The GVA 8000 drilling semisubmersible. (Illustration courtesy GVA)

GVA has worked with Statoil on the new Cat D "workhorse" semisubmersibles that are designed for a range of tasks on Statoil's mature North Sea fields. "Statoil focused strongly on the working environment, green environment, and safety," Aneljung explained, "including ample space for materials handling, avoiding the lifting of heavy equipment onboard the rigs, and good visibility from the two main deck cranes. We have taken a lot of these ideas for the GVA 8000."

The Norwegian authorities have also pressed for improvements in station-keeping, and their requirements have been incorporated into the new semi. During drilling, the rig can operate either with DP-3 thruster control or with a 12-point mooring system. This compares with eight mooring lines for previous rig designs. The change follows numerous recent incidents in rough seas.

"On the eight-point mooring systems we had the maximum chain dimension acceptable for operations in the North Sea," Aneljung noted. "To increase capacity, we have expanded the number of lines so that the rig can stay in position to drill in harsher conditions. This arrangement is more secure, but it is not mandatory – 12 lines should only be needed for shallower water, harsh environment operations."

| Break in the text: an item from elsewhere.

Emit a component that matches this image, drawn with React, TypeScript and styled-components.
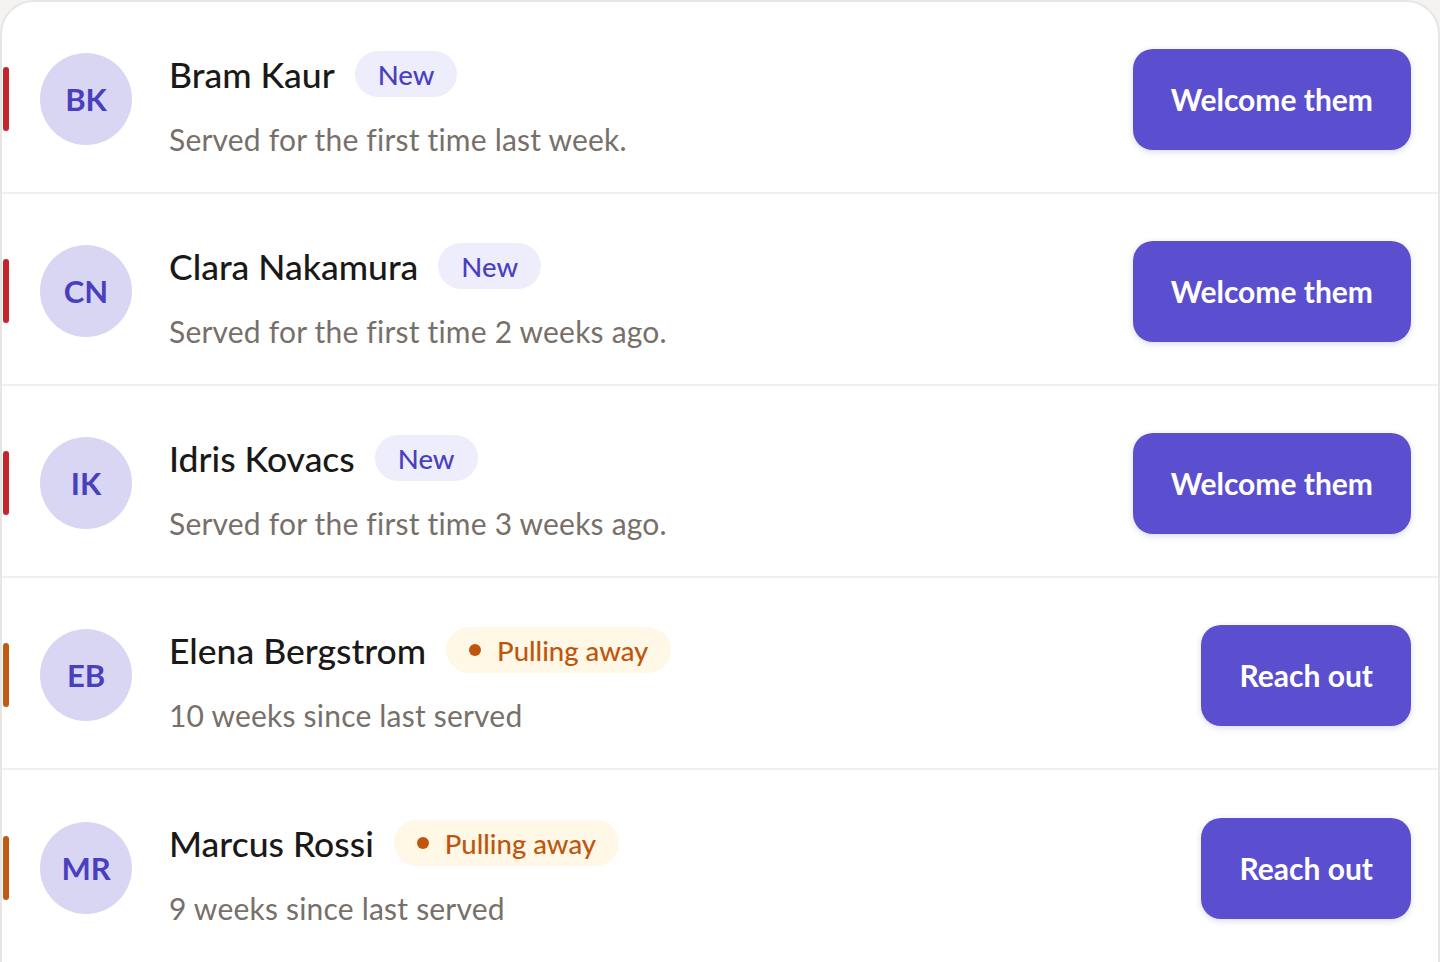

Some of GVA's clients have noted that the new rig's mud handling capacity is greater than on the company's previous semis, Aneljung adds, with four mud pumps in base configuration, with the possibility to add a fifth. "The large mud pump capacity allows for a split system between OBM, WBM, and completion fluid. For better circulation, handling and access the mud storage tanks are cylindrical and are all located in the columns. The mud pit capacity may be increased further by additional pontoons."